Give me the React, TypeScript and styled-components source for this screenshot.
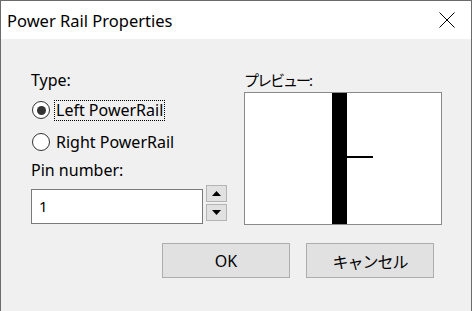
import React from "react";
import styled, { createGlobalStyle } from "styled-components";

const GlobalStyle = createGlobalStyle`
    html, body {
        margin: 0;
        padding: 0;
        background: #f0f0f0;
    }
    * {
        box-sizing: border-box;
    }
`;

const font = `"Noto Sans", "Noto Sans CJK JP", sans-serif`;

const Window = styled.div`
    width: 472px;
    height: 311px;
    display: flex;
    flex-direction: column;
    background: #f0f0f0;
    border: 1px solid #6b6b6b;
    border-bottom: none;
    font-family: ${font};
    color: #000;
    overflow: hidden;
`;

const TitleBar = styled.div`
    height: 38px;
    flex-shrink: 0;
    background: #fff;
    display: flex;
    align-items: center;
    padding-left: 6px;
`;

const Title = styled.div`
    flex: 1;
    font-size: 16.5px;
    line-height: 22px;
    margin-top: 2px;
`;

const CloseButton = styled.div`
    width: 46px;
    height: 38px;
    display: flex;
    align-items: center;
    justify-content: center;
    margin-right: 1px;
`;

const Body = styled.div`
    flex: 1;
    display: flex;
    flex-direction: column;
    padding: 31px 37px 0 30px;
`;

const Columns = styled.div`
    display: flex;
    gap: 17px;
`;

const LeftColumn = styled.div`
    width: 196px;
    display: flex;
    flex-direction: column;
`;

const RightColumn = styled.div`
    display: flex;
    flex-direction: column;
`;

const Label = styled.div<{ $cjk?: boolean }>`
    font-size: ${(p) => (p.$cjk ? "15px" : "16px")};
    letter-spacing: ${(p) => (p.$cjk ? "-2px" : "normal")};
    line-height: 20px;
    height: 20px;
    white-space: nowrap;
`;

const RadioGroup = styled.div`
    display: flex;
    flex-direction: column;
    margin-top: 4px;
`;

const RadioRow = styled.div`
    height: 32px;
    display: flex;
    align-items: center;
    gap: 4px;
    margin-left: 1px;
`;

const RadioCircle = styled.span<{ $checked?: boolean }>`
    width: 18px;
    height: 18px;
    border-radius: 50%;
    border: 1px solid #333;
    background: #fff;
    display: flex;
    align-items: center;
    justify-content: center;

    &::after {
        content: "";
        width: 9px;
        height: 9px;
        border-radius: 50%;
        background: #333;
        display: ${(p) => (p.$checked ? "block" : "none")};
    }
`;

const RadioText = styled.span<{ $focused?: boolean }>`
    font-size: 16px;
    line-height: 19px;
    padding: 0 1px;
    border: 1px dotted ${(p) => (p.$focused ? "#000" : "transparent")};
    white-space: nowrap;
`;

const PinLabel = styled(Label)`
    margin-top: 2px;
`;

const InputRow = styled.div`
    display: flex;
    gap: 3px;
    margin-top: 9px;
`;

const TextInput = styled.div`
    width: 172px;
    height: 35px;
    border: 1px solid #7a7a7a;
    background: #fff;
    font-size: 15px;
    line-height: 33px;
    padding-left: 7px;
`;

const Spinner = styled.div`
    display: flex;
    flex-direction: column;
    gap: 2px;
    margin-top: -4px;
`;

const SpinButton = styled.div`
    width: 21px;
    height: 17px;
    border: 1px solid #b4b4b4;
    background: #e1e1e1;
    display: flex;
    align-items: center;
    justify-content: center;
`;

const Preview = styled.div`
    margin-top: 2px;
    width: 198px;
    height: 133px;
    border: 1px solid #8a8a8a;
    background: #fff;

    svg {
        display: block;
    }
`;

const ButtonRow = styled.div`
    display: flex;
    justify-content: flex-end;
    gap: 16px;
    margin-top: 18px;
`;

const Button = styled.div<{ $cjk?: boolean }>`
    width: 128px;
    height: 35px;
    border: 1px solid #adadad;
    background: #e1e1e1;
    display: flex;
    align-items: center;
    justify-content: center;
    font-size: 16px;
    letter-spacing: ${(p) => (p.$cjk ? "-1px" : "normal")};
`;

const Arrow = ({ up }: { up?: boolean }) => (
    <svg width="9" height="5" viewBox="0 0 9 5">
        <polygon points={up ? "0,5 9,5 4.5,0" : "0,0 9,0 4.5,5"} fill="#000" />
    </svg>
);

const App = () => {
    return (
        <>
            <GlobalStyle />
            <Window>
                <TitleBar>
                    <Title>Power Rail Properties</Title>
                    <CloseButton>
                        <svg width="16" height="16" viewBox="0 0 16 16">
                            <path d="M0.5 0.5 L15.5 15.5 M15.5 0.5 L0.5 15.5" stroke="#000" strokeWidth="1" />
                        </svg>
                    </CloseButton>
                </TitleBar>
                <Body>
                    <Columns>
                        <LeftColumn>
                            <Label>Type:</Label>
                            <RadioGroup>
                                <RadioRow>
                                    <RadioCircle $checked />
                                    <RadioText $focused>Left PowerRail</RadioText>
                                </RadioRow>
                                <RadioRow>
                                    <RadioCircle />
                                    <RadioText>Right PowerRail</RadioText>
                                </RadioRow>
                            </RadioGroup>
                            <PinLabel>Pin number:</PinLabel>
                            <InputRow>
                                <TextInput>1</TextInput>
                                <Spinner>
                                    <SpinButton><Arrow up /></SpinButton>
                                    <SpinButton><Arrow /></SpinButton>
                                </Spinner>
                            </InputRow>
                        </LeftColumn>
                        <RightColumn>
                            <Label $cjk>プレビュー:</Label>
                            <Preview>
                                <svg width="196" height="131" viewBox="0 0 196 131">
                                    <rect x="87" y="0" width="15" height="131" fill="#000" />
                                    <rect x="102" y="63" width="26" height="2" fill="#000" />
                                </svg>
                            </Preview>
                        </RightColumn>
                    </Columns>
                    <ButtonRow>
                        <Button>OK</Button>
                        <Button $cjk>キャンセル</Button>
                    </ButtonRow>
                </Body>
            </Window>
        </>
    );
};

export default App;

Your objective ▸ Retype the listing exactly. Pictures do not belong in the copy.

The solution ▸
Give me the React, TypeScript and styled-components source for this screenshot.
import React from "react";
import styled, { createGlobalStyle } from "styled-components";

const GlobalStyle = createGlobalStyle`
    html, body {
        margin: 0;
        padding: 0;
        background: #f0f0f0;
    }
    * {
        box-sizing: border-box;
    }
`;

const font = `"Noto Sans", "Noto Sans CJK JP", sans-serif`;

const Window = styled.div`
    width: 472px;
    height: 311px;
    display: flex;
    flex-direction: column;
    background: #f0f0f0;
    border: 1px solid #6b6b6b;
    border-bottom: none;
    font-family: ${font};
    color: #000;
    overflow: hidden;
`;

const TitleBar = styled.div`
    height: 38px;
    flex-shrink: 0;
    background: #fff;
    display: flex;
    align-items: center;
    padding-left: 6px;
`;

const Title = styled.div`
    flex: 1;
    font-size: 16.5px;
    line-height: 22px;
    margin-top: 2px;
`;

const CloseButton = styled.div`
    width: 46px;
    height: 38px;
    display: flex;
    align-items: center;
    justify-content: center;
    margin-right: 1px;
`;

const Body = styled.div`
    flex: 1;
    display: flex;
    flex-direction: column;
    padding: 31px 37px 0 30px;
`;

const Columns = styled.div`
    display: flex;
    gap: 17px;
`;

const LeftColumn = styled.div`
    width: 196px;
    display: flex;
    flex-direction: column;
`;

const RightColumn = styled.div`
    display: flex;
    flex-direction: column;
`;

const Label = styled.div<{ $cjk?: boolean }>`
    font-size: ${(p) => (p.$cjk ? "15px" : "16px")};
    letter-spacing: ${(p) => (p.$cjk ? "-2px" : "normal")};
    line-height: 20px;
    height: 20px;
    white-space: nowrap;
`;

const RadioGroup = styled.div`
    display: flex;
    flex-direction: column;
    margin-top: 4px;
`;

const RadioRow = styled.div`
    height: 32px;
    display: flex;
    align-items: center;
    gap: 4px;
    margin-left: 1px;
`;

const RadioCircle = styled.span<{ $checked?: boolean }>`
    width: 18px;
    height: 18px;
    border-radius: 50%;
    border: 1px solid #333;
    background: #fff;
    display: flex;
    align-items: center;
    justify-content: center;

    &::after {
        content: "";
        width: 9px;
        height: 9px;
        border-radius: 50%;
        background: #333;
        display: ${(p) => (p.$checked ? "block" : "none")};
    }
`;

const RadioText = styled.span<{ $focused?: boolean }>`
    font-size: 16px;
    line-height: 19px;
    padding: 0 1px;
    border: 1px dotted ${(p) => (p.$focused ? "#000" : "transparent")};
    white-space: nowrap;
`;

const PinLabel = styled(Label)`
    margin-top: 2px;
`;

const InputRow = styled.div`
    display: flex;
    gap: 3px;
    margin-top: 9px;
`;

const TextInput = styled.div`
    width: 172px;
    height: 35px;
    border: 1px solid #7a7a7a;
    background: #fff;
    font-size: 15px;
    line-height: 33px;
    padding-left: 7px;
`;

const Spinner = styled.div`
    display: flex;
    flex-direction: column;
    gap: 2px;
    margin-top: -4px;
`;

const SpinButton = styled.div`
    width: 21px;
    height: 17px;
    border: 1px solid #b4b4b4;
    background: #e1e1e1;
    display: flex;
    align-items: center;
    justify-content: center;
`;

const Preview = styled.div`
    margin-top: 2px;
    width: 198px;
    height: 133px;
    border: 1px solid #8a8a8a;
    background: #fff;

    svg {
        display: block;
    }
`;

const ButtonRow = styled.div`
    display: flex;
    justify-content: flex-end;
    gap: 16px;
    margin-top: 18px;
`;

const Button = styled.div<{ $cjk?: boolean }>`
    width: 128px;
    height: 35px;
    border: 1px solid #adadad;
    background: #e1e1e1;
    display: flex;
    align-items: center;
    justify-content: center;
    font-size: 16px;
    letter-spacing: ${(p) => (p.$cjk ? "-1px" : "normal")};
`;

const Arrow = ({ up }: { up?: boolean }) => (
    <svg width="9" height="5" viewBox="0 0 9 5">
        <polygon points={up ? "0,5 9,5 4.5,0" : "0,0 9,0 4.5,5"} fill="#000" />
    </svg>
);

const App = () => {
    return (
        <>
            <GlobalStyle />
            <Window>
                <TitleBar>
                    <Title>Power Rail Properties</Title>
                    <CloseButton>
                        <svg width="16" height="16" viewBox="0 0 16 16">
                            <path d="M0.5 0.5 L15.5 15.5 M15.5 0.5 L0.5 15.5" stroke="#000" strokeWidth="1" />
                        </svg>
                    </CloseButton>
                </TitleBar>
                <Body>
                    <Columns>
                        <LeftColumn>
                            <Label>Type:</Label>
                            <RadioGroup>
                                <RadioRow>
                                    <RadioCircle $checked />
                                    <RadioText $focused>Left PowerRail</RadioText>
                                </RadioRow>
                                <RadioRow>
                                    <RadioCircle />
                                    <RadioText>Right PowerRail</RadioText>
                                </RadioRow>
                            </RadioGroup>
                            <PinLabel>Pin number:</PinLabel>
                            <InputRow>
                                <TextInput>1</TextInput>
                                <Spinner>
                                    <SpinButton><Arrow up /></SpinButton>
                                    <SpinButton><Arrow /></SpinButton>
                                </Spinner>
                            </InputRow>
                        </LeftColumn>
                        <RightColumn>
                            <Label $cjk>プレビュー:</Label>
                            <Preview>
                                <svg width="196" height="131" viewBox="0 0 196 131">
                                    <rect x="87" y="0" width="15" height="131" fill="#000" />
                                    <rect x="102" y="63" width="26" height="2" fill="#000" />
                                </svg>
                            </Preview>
                        </RightColumn>
                    </Columns>
                    <ButtonRow>
                        <Button>OK</Button>
                        <Button $cjk>キャンセル</Button>
                    </ButtonRow>
                </Body>
            </Window>
        </>
    );
};

export default App;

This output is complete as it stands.